Patients’ requests for their own records comprise the vast majority of record queries. Aside from the reasons already listed, patients ask for records when they’re leaving your practice, when they’re relocating for the winter or summer, when they need to share records with other providers, or when they want to add data to their personal health records.
Sometimes, patients ask doctors not to put certain facts in their medical record, or not to release particular records. They might do this because of the sensitive nature of the information, or because they’re afraid their employer might see it (which is not an inconsequential concern, as we’ve seen). Some patients are worried that they might not be able to get insurance because of something in their record.
Of course, you can’t exclude a pertinent medical fact from the patient’s record. To do so would expose you to liability if another physician made a medical decision based on that record without knowing about the omission, says DeLoss. Also, as internist Ken Kubitschek observes, it’s hard to treat a patient without documenting everything relevant to the patient’s condition.

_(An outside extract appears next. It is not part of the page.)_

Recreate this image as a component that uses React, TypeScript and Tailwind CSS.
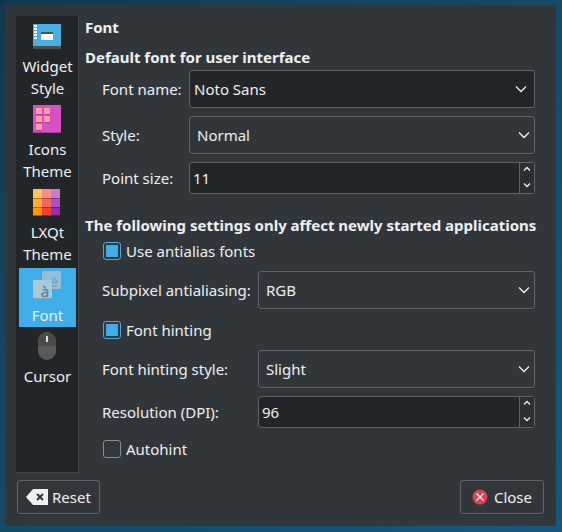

Still, not everything that a patient tells you has to go in the record, Kubitschek adds, especially if the information is not clinical in nature. In his own EMR, he says, he has the equivalent of “sticky notes” that he uses to remind himself of certain facts about patients. If a patient tells him about a marital problem, for example, he can write that on a sticky note without including it in the permanent medical record.
Family physician Frank Belsito takes a slightly different approach. Everything that’s medically relevant goes in the record, he says, but he honors patients’ written requests not to release certain information. Attorney Margaret Davino thinks that’s a good idea, but notes that outside parties’ consent forms might not allow such selectivity.
Now, not later
No matter what kind of record request your office is dealing with, what will usually keep you out of trouble is preparation. As consultant Cindy Dunn points out, staff training and written policies are essential. That said, make sure your staff doesn’t err on the side of too much caution either: “Practices are truly paranoid about HIPAA,” Dunn notes, adding that better staff and patient education about the privacy statute could prevent a lot of problems.
So what’s the take-home? Record requests are not a big threat to your practice, but their importance shouldn’t be minimized either. Be prepared, and you’ll be all right.